WHAT THE TASK REQUIRES: For each line of the data below that holds "React", copy the line.

DATA SEGMENT:
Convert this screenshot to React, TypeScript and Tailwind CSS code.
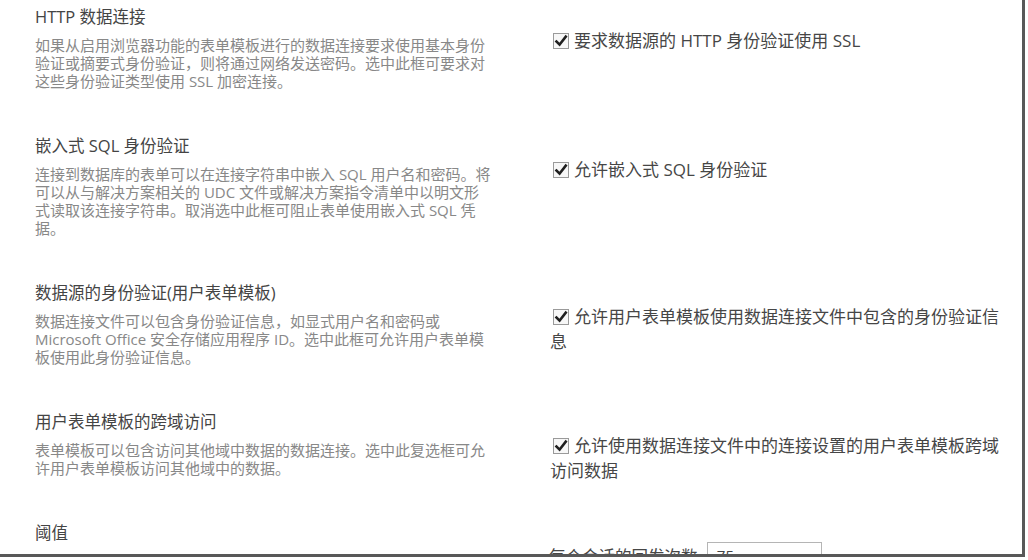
import React from 'react';

type Setting = {
  title: string;
  desc: string[];
  label: string[];
};

// lines are kept as they break in the page
const settings: Setting[] = [
  {
    title: 'HTTP 数据连接',
    desc: [
      '如果从启用浏览器功能的表单模板进行的数据连接要求使用基本身份',
      '验证或摘要式身份验证，则将通过网络发送密码。选中此框可要求对',
      '这些身份验证类型使用 SSL 加密连接。',
    ],
    label: ['要求数据源的 HTTP 身份验证使用 SSL'],
  },
  {
    title: '嵌入式 SQL 身份验证',
    desc: [
      '连接到数据库的表单可以在连接字符串中嵌入 SQL 用户名和密码。将',
      '可以从与解决方案相关的 UDC 文件或解决方案指令清单中以明文形',
      '式读取该连接字符串。取消选中此框可阻止表单使用嵌入式 SQL 凭',
      '据。',
    ],
    label: ['允许嵌入式 SQL 身份验证'],
  },
  {
    title: '数据源的身份验证(用户表单模板)',
    desc: [
      '数据连接文件可以包含身份验证信息，如显式用户名和密码或',
      'Microsoft Office 安全存储应用程序 ID。选中此框可允许用户表单模',
      '板使用此身份验证信息。',
    ],
    label: ['允许用户表单模板使用数据连接文件中包含的身份验证信', '息'],
  },
  {
    title: '用户表单模板的跨域访问',
    desc: [
      '表单模板可以包含访问其他域中数据的数据连接。选中此复选框可允',
      '许用户表单模板访问其他域中的数据。',
    ],
    label: ['允许使用数据连接文件中的连接设置的用户表单模板跨域', '访问数据'],
  },
];

function CheckBox() {
  return (
    <span className="inline-block w-[16px] h-[16px] ml-[3px] mr-[5px] align-[-2px] border border-[#9a9a9a] bg-[#f7f7f7] relative">
      <svg viewBox="0 0 16 16" className="absolute -left-px -top-px w-[16px] h-[16px]">
        <path d="M3.4 8.4 L6.6 11.6 L12.8 3.6" fill="none" stroke="#1f1f1f" strokeWidth="2.5" strokeLinecap="square" />
      </svg>
    </span>
  );
}

function Section({ title, desc, children }: { title: string; desc?: string[]; children: React.ReactNode }) {
  return (
    <div className="flex">
      <div className="w-[515px] pb-[45.5px]">
        <h3 className="text-[16.5px] leading-[22px] text-[#444]">{title}</h3>
        {desc && (
          <p className="mt-[7.5px] text-[15px] leading-[18px] text-[#888] whitespace-nowrap">
            {desc.map((line) => (
              <span key={line} className="block">
                {line}
              </span>
            ))}
          </p>
        )}
      </div>
      <div className="w-[460px] pt-[22px] text-[17px] leading-[25px] text-[#464646] whitespace-nowrap">
        {children}
      </div>
    </div>
  );
}

export default function App() {
  return (
    <div className="w-[1028px] h-[560px] bg-white font-[family-name:'Open_Sans','Noto_Sans_CJK_SC',sans-serif]">
      <div className="w-[1025px] h-[557px] border-r-[3px] border-b-[3px] border-[#585858] overflow-hidden">
        <div className="pt-[6px] pl-[35px]">
          {settings.map((s) => (
            <Section key={s.title} title={s.title} desc={s.desc}>
              <label>
                <CheckBox />
                {s.label.map((line, i) => (
                  <React.Fragment key={line}>
                    {i > 0 && <br />}
                    {line}
                  </React.Fragment>
                ))}
              </label>
            </Section>
          ))}
          <Section title="阈值">
            <div className="flex items-start gap-[5px] -ml-px">
              <span className="text-[16.5px]">每个会话的回发次数:</span>
              <span className="w-[115px] h-[26px] -mt-[2px] border border-[#b5b5b5] px-[9px] text-[15px] leading-[24px] text-[#444]">
                75
              </span>
            </div>
          </Section>
        </div>
      </div>
    </div>
  );
}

OUTPUT FOR THIS EXERCISE:
Convert this screenshot to React, TypeScript and Tailwind CSS code.
import React from 'react';
function Section({ title, desc, children }: { title: string; desc?: string[]; children: React.ReactNode }) {
                  <React.Fragment key={line}>
                  </React.Fragment>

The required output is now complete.